Provided material>

※

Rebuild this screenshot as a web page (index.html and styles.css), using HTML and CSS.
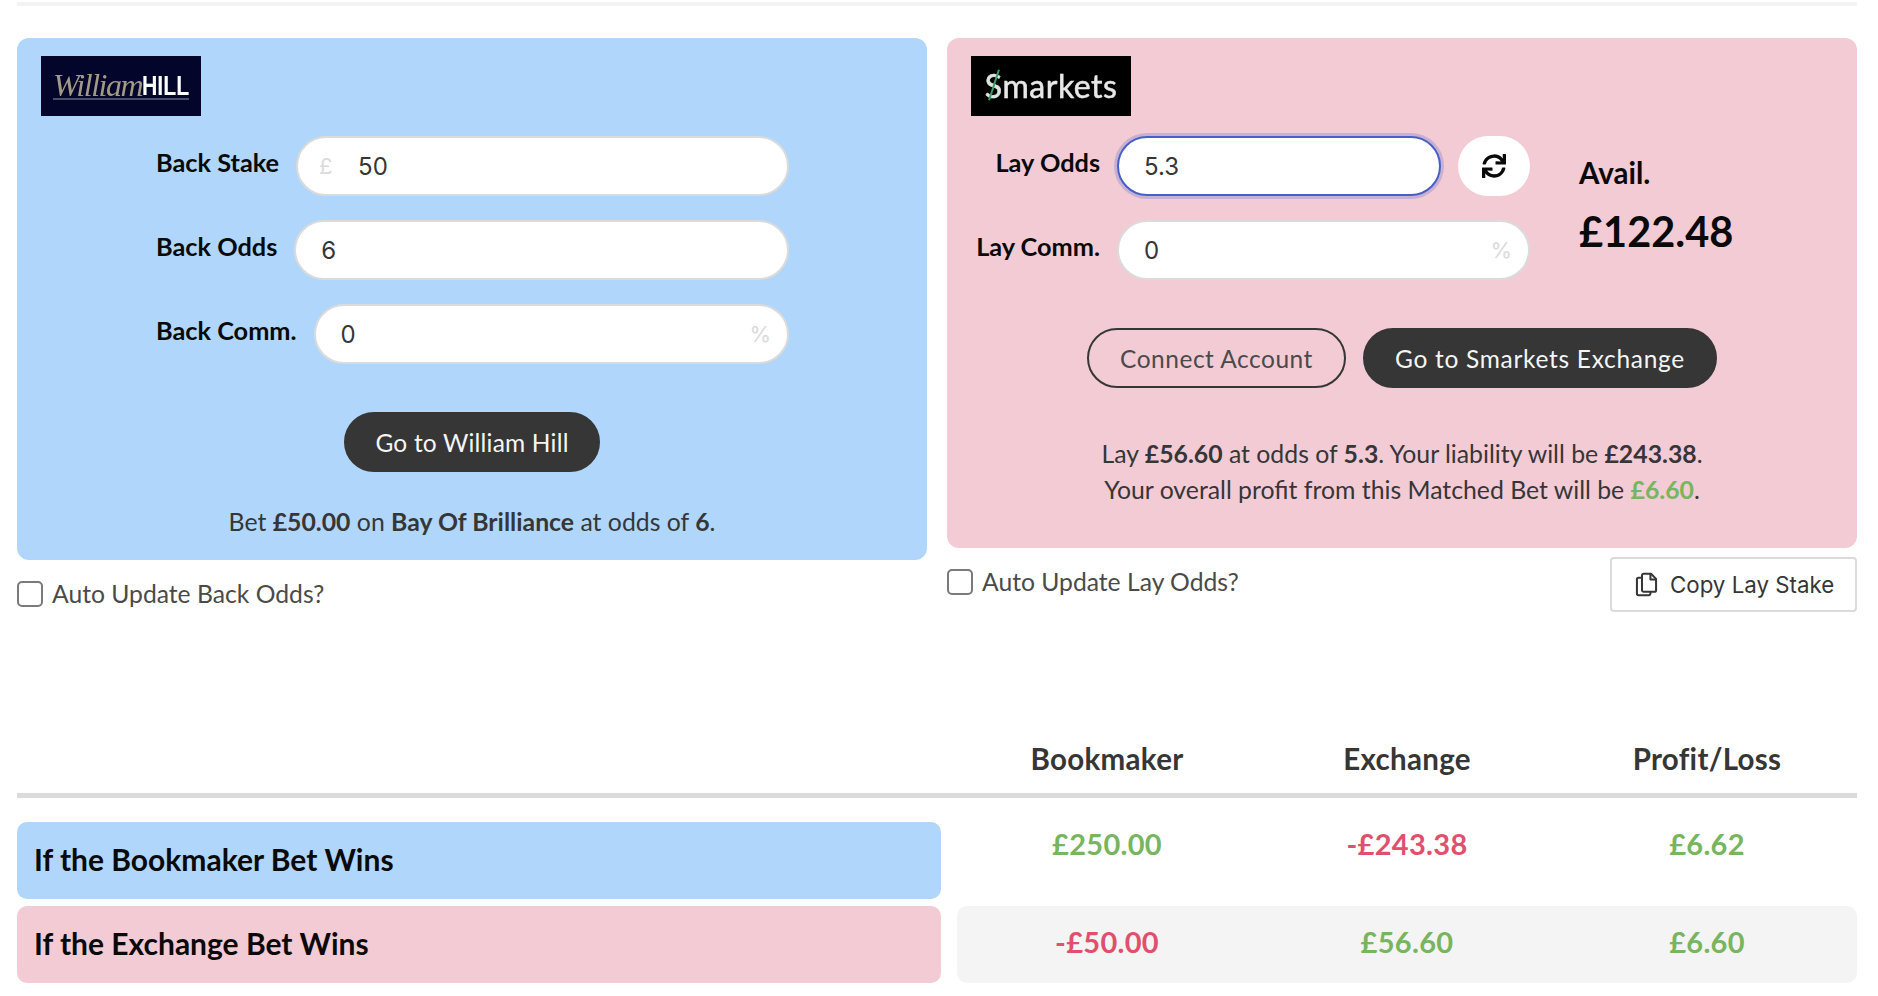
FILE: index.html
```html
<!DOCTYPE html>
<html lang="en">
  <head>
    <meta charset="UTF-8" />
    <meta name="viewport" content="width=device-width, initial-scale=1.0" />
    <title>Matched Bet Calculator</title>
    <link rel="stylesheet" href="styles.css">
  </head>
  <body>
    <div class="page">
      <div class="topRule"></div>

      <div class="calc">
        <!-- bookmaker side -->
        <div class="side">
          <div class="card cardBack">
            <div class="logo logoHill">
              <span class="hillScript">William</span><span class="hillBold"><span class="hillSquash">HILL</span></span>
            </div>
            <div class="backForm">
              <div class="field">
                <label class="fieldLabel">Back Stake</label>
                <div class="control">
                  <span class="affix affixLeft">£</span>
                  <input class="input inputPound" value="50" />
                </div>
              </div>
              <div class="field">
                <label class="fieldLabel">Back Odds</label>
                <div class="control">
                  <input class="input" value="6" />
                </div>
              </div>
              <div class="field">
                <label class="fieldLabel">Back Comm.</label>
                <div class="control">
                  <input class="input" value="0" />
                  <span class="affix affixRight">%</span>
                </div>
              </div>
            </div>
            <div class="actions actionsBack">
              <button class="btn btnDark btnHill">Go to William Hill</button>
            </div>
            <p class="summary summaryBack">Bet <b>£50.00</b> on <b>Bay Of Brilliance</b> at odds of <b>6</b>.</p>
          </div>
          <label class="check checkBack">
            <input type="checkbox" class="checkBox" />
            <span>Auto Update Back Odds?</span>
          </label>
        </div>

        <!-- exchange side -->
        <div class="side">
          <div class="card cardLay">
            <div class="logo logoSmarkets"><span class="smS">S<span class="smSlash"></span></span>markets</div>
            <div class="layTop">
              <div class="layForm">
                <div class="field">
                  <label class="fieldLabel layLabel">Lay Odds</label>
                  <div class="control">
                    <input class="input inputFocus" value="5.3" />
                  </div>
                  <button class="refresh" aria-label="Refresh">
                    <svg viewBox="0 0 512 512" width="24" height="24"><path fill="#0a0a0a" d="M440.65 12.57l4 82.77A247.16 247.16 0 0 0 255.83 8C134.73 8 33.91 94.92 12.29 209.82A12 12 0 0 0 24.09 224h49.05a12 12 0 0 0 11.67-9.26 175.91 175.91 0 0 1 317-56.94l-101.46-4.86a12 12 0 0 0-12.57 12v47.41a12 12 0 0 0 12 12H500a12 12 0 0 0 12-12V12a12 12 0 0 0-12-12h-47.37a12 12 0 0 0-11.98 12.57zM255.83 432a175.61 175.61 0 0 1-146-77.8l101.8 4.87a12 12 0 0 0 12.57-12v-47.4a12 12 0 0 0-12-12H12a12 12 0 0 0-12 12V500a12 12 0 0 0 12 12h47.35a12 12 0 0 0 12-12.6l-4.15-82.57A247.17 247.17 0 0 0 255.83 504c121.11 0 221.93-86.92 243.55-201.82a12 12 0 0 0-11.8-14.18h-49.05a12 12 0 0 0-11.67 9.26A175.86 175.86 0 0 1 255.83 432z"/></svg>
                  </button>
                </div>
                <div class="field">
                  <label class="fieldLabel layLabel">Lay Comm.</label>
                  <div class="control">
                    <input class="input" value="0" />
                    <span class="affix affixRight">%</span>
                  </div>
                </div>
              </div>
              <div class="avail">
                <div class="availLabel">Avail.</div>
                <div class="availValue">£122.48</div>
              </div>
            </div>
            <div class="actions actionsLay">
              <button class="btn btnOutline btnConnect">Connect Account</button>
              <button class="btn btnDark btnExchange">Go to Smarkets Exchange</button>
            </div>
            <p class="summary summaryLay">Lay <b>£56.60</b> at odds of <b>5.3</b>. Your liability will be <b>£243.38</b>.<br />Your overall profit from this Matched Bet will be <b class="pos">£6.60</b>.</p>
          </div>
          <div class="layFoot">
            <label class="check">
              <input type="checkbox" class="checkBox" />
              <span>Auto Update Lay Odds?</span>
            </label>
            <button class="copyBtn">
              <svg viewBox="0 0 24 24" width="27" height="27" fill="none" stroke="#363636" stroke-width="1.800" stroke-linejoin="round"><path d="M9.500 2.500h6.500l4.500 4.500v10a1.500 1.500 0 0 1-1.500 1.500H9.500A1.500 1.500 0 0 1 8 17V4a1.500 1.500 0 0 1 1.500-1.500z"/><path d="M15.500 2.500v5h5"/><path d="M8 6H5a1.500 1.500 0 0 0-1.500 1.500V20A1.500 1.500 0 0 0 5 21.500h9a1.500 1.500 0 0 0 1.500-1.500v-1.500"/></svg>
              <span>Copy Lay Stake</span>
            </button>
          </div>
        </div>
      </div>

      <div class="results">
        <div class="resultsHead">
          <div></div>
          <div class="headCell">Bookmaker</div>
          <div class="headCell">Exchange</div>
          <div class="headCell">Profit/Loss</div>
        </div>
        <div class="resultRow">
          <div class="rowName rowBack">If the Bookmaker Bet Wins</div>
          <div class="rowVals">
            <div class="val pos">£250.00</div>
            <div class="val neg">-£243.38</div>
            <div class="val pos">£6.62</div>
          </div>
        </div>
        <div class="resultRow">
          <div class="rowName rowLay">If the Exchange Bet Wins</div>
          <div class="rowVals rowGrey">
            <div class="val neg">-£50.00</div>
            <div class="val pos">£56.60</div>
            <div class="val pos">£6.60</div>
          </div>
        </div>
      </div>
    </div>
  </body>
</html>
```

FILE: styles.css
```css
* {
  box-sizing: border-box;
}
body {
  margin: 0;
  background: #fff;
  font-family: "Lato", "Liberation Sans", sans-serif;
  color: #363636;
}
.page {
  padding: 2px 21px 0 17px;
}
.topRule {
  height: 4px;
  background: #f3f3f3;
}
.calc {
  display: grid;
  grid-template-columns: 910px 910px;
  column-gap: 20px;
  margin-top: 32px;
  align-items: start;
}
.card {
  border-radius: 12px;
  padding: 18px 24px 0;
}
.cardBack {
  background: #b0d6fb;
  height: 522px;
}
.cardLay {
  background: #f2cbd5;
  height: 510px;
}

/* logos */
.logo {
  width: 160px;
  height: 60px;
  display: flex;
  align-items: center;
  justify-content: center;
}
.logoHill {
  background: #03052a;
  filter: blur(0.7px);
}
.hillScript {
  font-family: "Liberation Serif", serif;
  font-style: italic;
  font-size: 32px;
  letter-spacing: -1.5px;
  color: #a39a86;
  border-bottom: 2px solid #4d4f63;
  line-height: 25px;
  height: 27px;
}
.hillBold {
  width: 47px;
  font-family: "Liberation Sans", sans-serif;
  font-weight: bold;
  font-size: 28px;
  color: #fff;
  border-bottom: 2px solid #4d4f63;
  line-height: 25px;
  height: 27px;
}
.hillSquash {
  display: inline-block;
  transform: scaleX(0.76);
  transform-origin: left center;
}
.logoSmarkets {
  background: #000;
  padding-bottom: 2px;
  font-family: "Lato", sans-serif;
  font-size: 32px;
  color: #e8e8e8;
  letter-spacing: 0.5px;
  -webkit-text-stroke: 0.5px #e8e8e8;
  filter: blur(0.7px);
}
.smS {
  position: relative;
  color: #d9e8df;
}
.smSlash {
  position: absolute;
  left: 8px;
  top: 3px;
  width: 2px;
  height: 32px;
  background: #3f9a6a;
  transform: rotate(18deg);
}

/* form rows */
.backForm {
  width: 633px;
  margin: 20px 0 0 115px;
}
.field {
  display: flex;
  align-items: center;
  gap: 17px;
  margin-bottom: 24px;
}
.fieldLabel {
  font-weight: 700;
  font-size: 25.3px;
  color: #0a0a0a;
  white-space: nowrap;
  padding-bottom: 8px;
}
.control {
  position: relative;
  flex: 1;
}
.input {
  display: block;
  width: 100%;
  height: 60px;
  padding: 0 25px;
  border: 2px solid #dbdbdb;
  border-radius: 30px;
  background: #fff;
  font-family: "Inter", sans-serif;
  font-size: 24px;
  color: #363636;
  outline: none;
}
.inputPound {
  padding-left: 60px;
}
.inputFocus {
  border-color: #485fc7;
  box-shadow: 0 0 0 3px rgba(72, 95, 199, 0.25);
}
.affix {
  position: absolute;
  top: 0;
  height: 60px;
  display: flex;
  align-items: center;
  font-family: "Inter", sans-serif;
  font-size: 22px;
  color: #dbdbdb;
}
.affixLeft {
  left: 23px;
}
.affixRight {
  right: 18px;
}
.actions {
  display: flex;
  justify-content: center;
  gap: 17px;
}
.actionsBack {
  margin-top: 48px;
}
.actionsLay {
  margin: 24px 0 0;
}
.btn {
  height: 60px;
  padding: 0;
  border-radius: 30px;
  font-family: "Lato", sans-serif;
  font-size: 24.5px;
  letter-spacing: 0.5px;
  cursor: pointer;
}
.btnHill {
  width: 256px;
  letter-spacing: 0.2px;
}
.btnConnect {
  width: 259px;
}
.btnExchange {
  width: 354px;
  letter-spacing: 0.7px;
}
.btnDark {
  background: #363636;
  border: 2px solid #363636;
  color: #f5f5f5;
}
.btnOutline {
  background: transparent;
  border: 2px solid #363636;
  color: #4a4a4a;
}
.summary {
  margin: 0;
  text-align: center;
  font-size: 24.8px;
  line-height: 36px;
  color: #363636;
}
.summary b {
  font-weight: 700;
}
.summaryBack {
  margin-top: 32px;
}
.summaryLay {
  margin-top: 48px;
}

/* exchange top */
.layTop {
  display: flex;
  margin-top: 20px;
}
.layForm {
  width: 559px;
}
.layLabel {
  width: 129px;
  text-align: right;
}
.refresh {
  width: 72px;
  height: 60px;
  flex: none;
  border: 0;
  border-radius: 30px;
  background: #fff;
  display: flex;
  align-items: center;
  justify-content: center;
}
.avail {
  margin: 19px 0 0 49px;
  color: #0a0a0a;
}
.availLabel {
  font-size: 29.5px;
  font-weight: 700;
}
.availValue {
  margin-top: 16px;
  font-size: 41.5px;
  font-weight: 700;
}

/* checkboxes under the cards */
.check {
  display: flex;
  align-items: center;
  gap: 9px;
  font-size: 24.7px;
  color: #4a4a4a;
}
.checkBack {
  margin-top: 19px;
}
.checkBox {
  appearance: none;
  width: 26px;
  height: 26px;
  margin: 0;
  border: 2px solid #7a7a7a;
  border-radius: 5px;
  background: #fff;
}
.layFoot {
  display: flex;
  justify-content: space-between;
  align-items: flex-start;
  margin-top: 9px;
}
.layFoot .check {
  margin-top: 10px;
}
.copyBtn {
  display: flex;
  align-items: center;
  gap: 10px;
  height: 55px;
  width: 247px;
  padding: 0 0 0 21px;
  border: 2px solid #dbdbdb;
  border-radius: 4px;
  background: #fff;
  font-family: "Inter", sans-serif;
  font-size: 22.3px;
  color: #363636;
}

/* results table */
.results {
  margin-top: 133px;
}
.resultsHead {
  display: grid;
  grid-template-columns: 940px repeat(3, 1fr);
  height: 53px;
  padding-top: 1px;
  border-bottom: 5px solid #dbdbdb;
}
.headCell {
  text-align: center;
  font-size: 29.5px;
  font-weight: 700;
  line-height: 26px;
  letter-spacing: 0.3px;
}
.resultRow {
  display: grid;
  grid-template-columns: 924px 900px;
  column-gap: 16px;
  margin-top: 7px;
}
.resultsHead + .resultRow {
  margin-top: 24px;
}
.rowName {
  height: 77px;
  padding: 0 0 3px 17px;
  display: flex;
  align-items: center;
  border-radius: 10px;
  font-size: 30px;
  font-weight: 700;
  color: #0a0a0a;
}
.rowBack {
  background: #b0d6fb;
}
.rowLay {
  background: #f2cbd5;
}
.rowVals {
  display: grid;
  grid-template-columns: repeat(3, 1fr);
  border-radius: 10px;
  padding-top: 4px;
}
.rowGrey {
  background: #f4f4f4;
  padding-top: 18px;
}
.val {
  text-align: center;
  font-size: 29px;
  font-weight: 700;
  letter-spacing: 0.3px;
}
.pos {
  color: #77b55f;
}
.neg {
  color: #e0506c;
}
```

※

Your task> How many of the lines above contain the string "this"? Give the number only.

Response> 2